The dark world of ours, today, is busy with scripting the screenplay of haste and hurry. People of the present generation prefer to settle themselves on the shore of the turbulent ocean of haste. The earth-dwellers, to a great extent, caught in the octopus grip of a deadly consumerist culture that degrades parents as obsessions, kith and kin as booms, relatives as abominable liabilities and neighbours as ill-omens, seem to be growing excessively fond of playing what one may call ‘dumb-dances’. The farther the human race advances in the spheres of science and technology, the less it becomes aware of its rapidly shrinking noble values and virtues.

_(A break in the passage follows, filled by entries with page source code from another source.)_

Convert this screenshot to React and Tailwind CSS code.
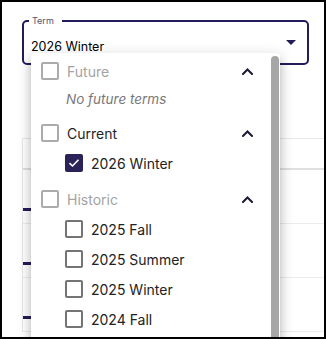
import React from "react";

const Chevron = () => (
  <svg width="11" height="7" viewBox="0 0 11 7" fill="none">
    <path d="M1 6 L5.5 1.5 L10 6" stroke="#1c1a33" strokeWidth="2" strokeLinecap="square" />
  </svg>
);

const Box = ({ tone }) => (
  <span
    className={
      tone === "group"
        ? "block w-[18px] h-[18px] border-2 border-[#ababab] rounded-[2px] shrink-0"
        : "block w-[18px] h-[18px] border-2 border-[#747474] rounded-[2px] shrink-0"
    }
  />
);

const Checked = () => (
  <span className="flex items-center justify-center w-[18px] h-[18px] bg-[#2b2358] rounded-[2px] shrink-0">
    <svg width="12" height="10" viewBox="0 0 12 10" fill="none">
      <path d="M1.5 5.2 L4.5 8 L10.5 1.8" stroke="#ffffff" strokeWidth="1.6" />
    </svg>
  </span>
);

const Header = ({ label, muted }) => (
  <div className="h-[30px] flex items-center pl-[10px] pr-[27px] gap-[8px]">
    <Box tone="group" />
    <span className={muted ? "flex-1 text-[14px] text-[#a3a3a3]" : "flex-1 text-[14px] text-[#1f1f1f]"}>{label}</span>
    <Chevron />
  </div>
);

const Item = ({ label, checked }) => (
  <div className="h-[30px] flex items-center pl-[34px] gap-[8px]">
    {checked ? <Checked /> : <Box tone="item" />}
    <span className="text-[14px] text-[#222222]">{label}</span>
  </div>
);

export default function App() {
  return (
    <div
      className="w-[326px] h-[339px] border-2 border-black bg-white relative overflow-hidden"
      style={{ fontFamily: "Inter, 'Noto Sans', sans-serif" }}
    >
      <div className="ml-[20px] mt-[18px] w-[287px] h-[45px] border-2 border-[#231c5a] rounded-[5px] relative flex items-center justify-between pl-[7px] pr-[11px]">
        <span className="absolute left-[5px] top-[-7px] bg-white pl-[3px] pr-[8px] text-[9px] leading-[12px] text-[#4f5170]">
          Term
        </span>
        <span className="mt-[9px] text-[12.5px] text-black">2026 Winter</span>
        <svg width="10" height="5" viewBox="0 0 10 5">
          <path d="M0 0 L10 0 L5 5 Z" fill="#231c5a" />
        </svg>
      </div>

      <div className="ml-[20px] mt-[73px] border-l border-t border-[#e8e8e8] flex flex-col">
        <div className="h-[31px] border-b-2 border-[#e0e0e0]" />
        {[0, 1, 2].map((i) => (
          <div key={i} className="h-[54px] border-b border-[#ececec] flex flex-col">
            <div className="mt-[38px] w-[8px] h-[3px] bg-[#231c5a]" />
          </div>
        ))}
      </div>

      <div className="absolute left-[29px] top-[51px] w-[249px] h-[320px] bg-white rounded-t-[4px] shadow-[0_5px_5px_-3px_rgba(0,0,0,0.2),0_8px_10px_1px_rgba(0,0,0,0.14),0_3px_14px_2px_rgba(0,0,0,0.12)] pt-[3px]">
        <div className="absolute right-[1px] top-[3px] w-[8px] h-[400px] rounded-full bg-[#a6a6a6]" />
        <div className="pb-[6px]">
          <Header label="Future" muted />
          <div className="h-[26px] pt-[3px] pl-[35px] leading-[20px] text-[13.5px] italic text-[#777777]">No future terms</div>
        </div>
        <div className="pb-[6px]">
          <Header label="Current" />
          <Item label="2026 Winter" checked />
        </div>
        <div>
          <Header label="Historic" muted />
          <Item label="2025 Fall" />
          <Item label="2025 Summer" />
          <Item label="2025 Winter" />
          <Item label="2024 Fall" />
        </div>
      </div>
    </div>
  );
}
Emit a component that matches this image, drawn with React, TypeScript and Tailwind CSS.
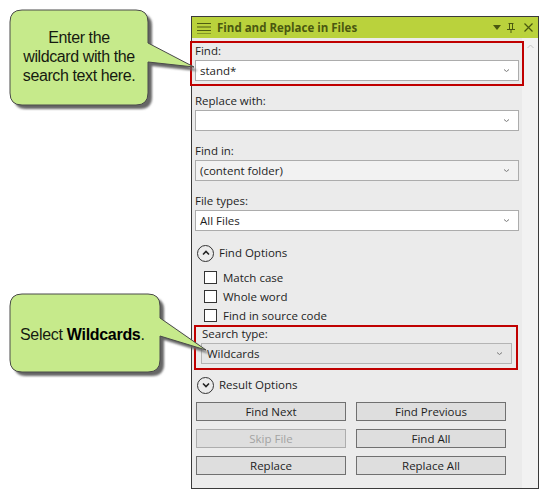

Today our relationship with one another is minimized to mere phone-calls; acquaintances vanish at the flash of short smiles and conversations hide themselves behind occasional head-nods! We no more have either space or time at our disposal to host and accommodate our own near and dear ones in the inn of our lives. The twenty-four hours of a full day and night seem to be insufficient for the varying and hectic transactions of our daily living. Children of the present often stand empty of mindfulness and filial affection to look after and light up the setting days of their aging parents who brought them to sunshine and toiled hard to provide for them. A good majority of us is enslaved by our insensitive senses that ignore and take pleasure even, in the mishaps at our neighbourhoods.

There, of course, prevailed a time when our handkerchief remained soaked in the overflowing tears of our sorrowing fellow beings; a time when our hands grew stronger to help those drowning in the whirlpool of misfortune to get out of it; a time when our little huts were spacious enough to render asylum to one more homeless lot, and a time when the crops of compassion and care got heaped up in abundance in the granary of our heart! But how different are this world and its residents! Noble values are demoted; broadmindedness is as rare as precious gems; faith-life grows shallower; face of the earth looks deformed and the wicks of mercy in human eyes begin to flicker and die out!

People love to be content within their well­locked glasshouses built in isolated islands. Many of us, regularly humiliating and avoiding the empty hands and swollen eyes of the abandoned and poor, choose to conveniently take a different route. Narrow and shadowy corridors are very often our choices. The fast-multiplying epidemics and unexpected natural disasters pin at the pleasure, comforts and tranquility of every one without distinction. Financial crises and irregular seasons, with the havocs and miseries they breed, constantly keep pulling people forcefully into the sea-bed of uncertainties and anxieties.

It is amidst the over-influence of these uncommon phenomena that we prepare ourselves, in spirit and gaiety, for the nearing Christmas. If so, it’s an occasion for us to objectively examine our words, deeds and thoughts in both the resonance of our conscience and the lime­light of truth. Do we have space for God? Let us learn serious lessons from our faults and falls, generously amend our wrongs and debilities, throw the entrance of our heart broad open for the Lord who waits outside knocking (Rev. 3:20), and re-own a fleshy heart that will ever grow sensitive enough to love and help our fellow brothers and sisters.

May the One, who sanctified the manger at Bethlehem and turned water into wine at Cana, be born in the little cradle of our heart. Then, with Him, we too will be reborn as renewed creations full of finer virtues and holiness and consequently, the Feast of Incarnation will continue to remain an indelibly personal experience in the very core of our being throughout the days to come.